Do you remember what your first exposure / memory of poetry was? How old were you?

 

My stepfather, John Adler, was a great lover of poetry. His favorite poem was Tennyson's "Ulysses." I wrote my first poem under a full moon at the age of 14 and I was hooked.

 

Do you like performing public readings? Why?

 

I like performing my poems because I can hear their true cadence as I read them over and over in front of different audiences. That's where the work feels most alive, between my ear, the page, my voice and a listening silence. In 1995-96 I travelled down through Latin America for nine months and gave 30 poetry readings in Spanish. At the Poetry Festival in Medellín, Colombia, we read to 5,000 people, outdoors at night, in the rain.

 

What first attracted you to the art of translating poetry into English?

 

I fell in love with the Spanish language at the age of 39 and started traveling and translating. Translation has made me lifelong friends in several countries, and has enabled me to be of service to many wonderful poets. I now teach translation and poetry to bilingual elementary and middle-school students in Oakland, Berkeley and San Pablo, California, through Poetry Inside Out, a project of the Center for Art in Translation. Passing the torch.

 

You have a very strong interest in the ‘politics’ of the “Latin Americas”  What has pulled you in this direction?

 

America, in the largest sense, includes our whole double continent. My mother's ancestors helped steal California from Mexico. Of course, the Spanish stole it from the Indians in the first place. Most of the kids I teach speak Spanish in the home, so in some ways I'm coming full circle.

 

My area of expertise is more properly the literary politics which is often a subset of larger issues. I got blasted by Eliot Weinberger when I pointed out the nefarious role played by Octavio Paz using his magazine Vuelta as a platform for distorted attacks on the Sandinistas in Nicaragua. I also got in trouble with Lawrence Ferlinghetti when I reported that the hottest young poets in Niacaragua today, the 400 Elefantes, are writing in bitter reaction against the poetics of Exteriorism imposed by Ernesto Cardenal, What's interesting as I spend deep time in one country or another is to watch the play of currents and counter-currents, like a call and response, generational skirmishes with an Oedipal flavor. For instance, Chilean poets feel about Neruda the way we feel about Eliot —they can't read him. They argue that the relatively slight Nicanor Parra should have won the Nobel instead.

 

Do you have any opinions about the current difficulties of inprisoned Cuban poet/journalist Raúl Rivero Castañeda & imprisoned Spaniard Iñaki Uria, editor for the now defunct Euskaldunon Egunkaria newspaper for the Basque Region in Spain?

 

It's outrageous that poets and honest journalists are subject to arbitrary arrest and detention. Rivero Castañeda was put away for 20 years after a one-day trial. Fidel Castro has never shown any tolerance for divergent, pluralistic thought. In 1990 I published in APR my translations of the poetry of the dissident Cuban María Elena Cruz Varela who was forced to eat her own poems by a "spontaneous," "revolutionary" mob. The caveat that Pinochet and the Argentine generals were several orders of magnitude worse shouldn't win the Left a whole lot of points.

 

What do you think the poet’s responsibility to society is?

 

To keep showing up. To include the world in our writing. To take the most authentic view we can.

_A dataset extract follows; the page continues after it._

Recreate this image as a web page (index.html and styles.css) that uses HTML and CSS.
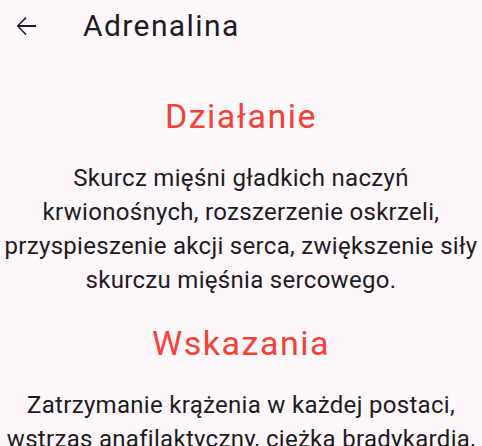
FILE: index.html
```html
<!DOCTYPE html>
<html lang="pl">
<head>
<meta charset="utf-8">
<link rel="stylesheet" href="styles.css">
</head>
<body>
<header class="appbar">
  <svg class="back" viewBox="0 0 24 24" width="30" height="30"><path d="M20 11.25H6.9l5.55-5.55-.9-.9L4.5 12l7.05 7.2.9-.9-5.55-5.55H20z" fill="#1d1b20"/></svg>
  <h1 class="title">Adrenalina</h1>
</header>
<main class="content">
  <h2 class="heading">Działanie</h2>
  <p class="body">Skurcz mięśni gładkich naczyń krwionośnych, rozszerzenie oskrzeli, przyspieszenie akcji serca, zwiększenie siły skurczu mięśnia sercowego.</p>
  <h2 class="heading">Wskazania</h2>
  <p class="body">Zatrzymanie krążenia w każdej postaci, wstrząs anafilaktyczny, ciężka bradykardia, stan astmatyczny.</p>
</main>
</body>
</html>
```
FILE: styles.css
```css
html, body {
  margin: 0;
  padding: 0;
  background: #fef7fc;
  font-family: Roboto, "Noto Sans", sans-serif;
  color: #1d1b20;
  overflow: hidden;
}
.appbar {
  display: flex;
  align-items: center;
  height: 52px;
  padding-left: 11px;
}
.back {
  display: block;
}
.title {
  margin: 0 0 0 42px;
  font-size: 30px;
  line-height: 40px;
  letter-spacing: 1.4px;
  font-weight: 400;
}
.content {
  display: flex;
  flex-direction: column;
  align-items: center;
  text-align: center;
  padding: 18px 2px 0;
}
.heading {
  margin: 24px 0 0;
  font-size: 34px;
  line-height: 44px;
  letter-spacing: 1.5px;
  font-weight: 400;
  color: #f44336;
}
.body {
  margin: 23px 0 0;
  font-size: 24px;
  line-height: 34px;
  letter-spacing: 0.3px;
}
```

When I gave a reading in Arequipa, Perú, a bullet-headed guy from the Sendero Luminoso jumped up and made a harangue, asserting that the poets should be posing and resolving social questions instead of all this emotional blah blah. I told him I was sorry he came in late and missed my poem on the Third World debt but asked why he thought that poets have any special expertise in solving social questions.

 

Pound was a Fascist, Yeats loved the Black Shirts, Neruda never met a Party line he didn't like. I have strong feelings about the current Presidential election but I have no illusions that my poetry is about to force regime change in the United States.

 

Do you believe poetry is the voice of reason?

No. I believe poetry is the voice of imagination.